Kunstmuseum schafft eine Stelle

Neben dem Kirchner-Museum unterstützt das Bundesamt für Kultur auch das Bündner Kunstmuseum in Chur bei der Provenienzforschung. Für die Jahre 2018 bis 2020 erhält das Kunstmuseum 80'000 Franken. Es sei das erste Mal, dass der Bund das Bündner Kunstmuseum bei der Abklärung der Herkunft von Kunstwerken finanziell unterstütze, sagt Stephan Kunz, der Co-Direktor des Museums gegenüber der Zeitung «Südostschweiz». «Es ist nun an der Zeit, dass alle Museen ihre Pendenzen abklären – einen konkreten Verdachtsfall auf Raubkunst haben wir nicht.»

Für die Untersuchung von rund 80 Werken werde eine Stelle geschaffen beziehungsweise jemand gesucht, der das Museum bei dieser Arbeit unterstütze. «Im Fokus stehen Werke aus unserer Expressionistensammlung wie etwa Bilder von Ernst Ludwig Kirchner.» Aber auch Werke von Angelika Kauffmann, Otto Dix, Cuno Amiet, Giovanni Segantini und Ferdinand Hodler würden auf ihre Herkunft untersucht.

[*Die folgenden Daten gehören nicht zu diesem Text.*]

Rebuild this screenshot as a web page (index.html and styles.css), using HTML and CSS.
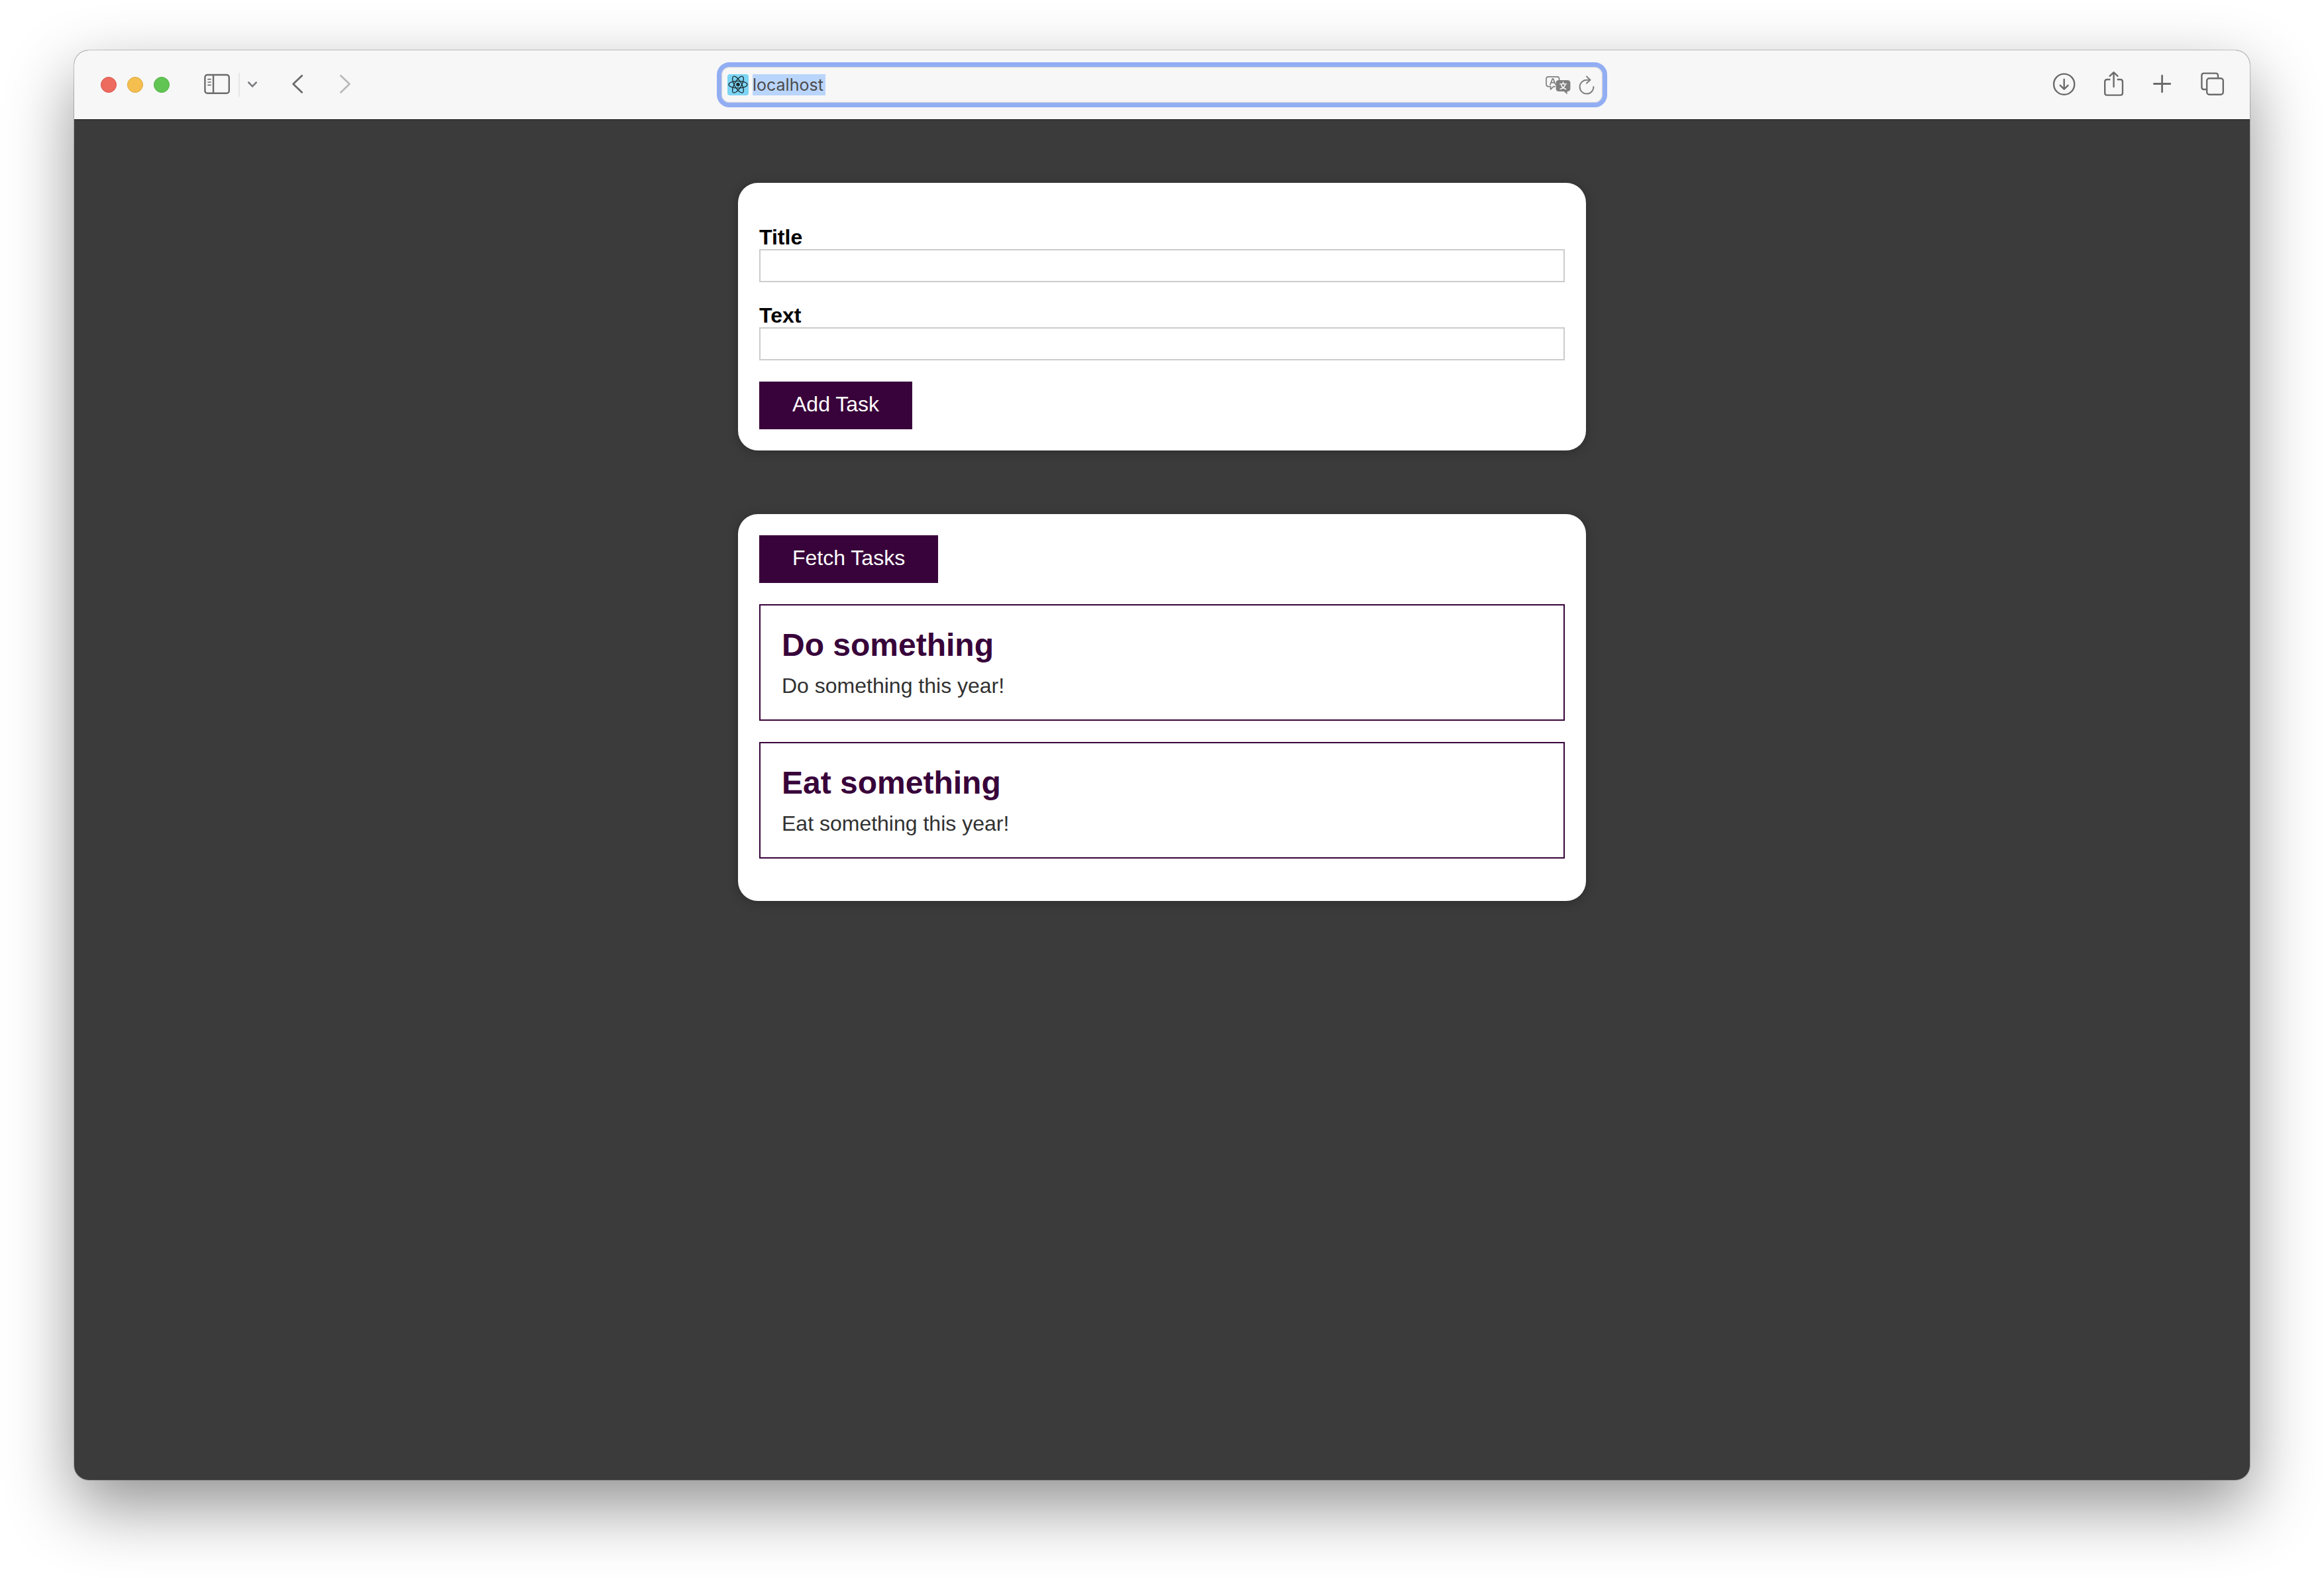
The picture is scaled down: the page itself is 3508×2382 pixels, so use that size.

Es ist keine Premiere, dass das Bündner Kunstmuseum Untersuchungen wegen Raubkunst anstellt. Im Jahr 2000 retournierte das Bündner Kunstmuseum gar ein Bild von Max Liebermann mit dem Titel «Nähschule im Waisenhaus Amsterdam», wie der damalige Direktor Beat Stutzer gegenüber der Zeitung «Südostschweiz» im Jahr 2011 erzählte. Dabei übernahm das Kunstmuseum gar eine Vorreiterrolle. Es handelte sich um einen der ersten Fälle, wo ein Schweizer Museum ein gestohlenes Bild zurückgab.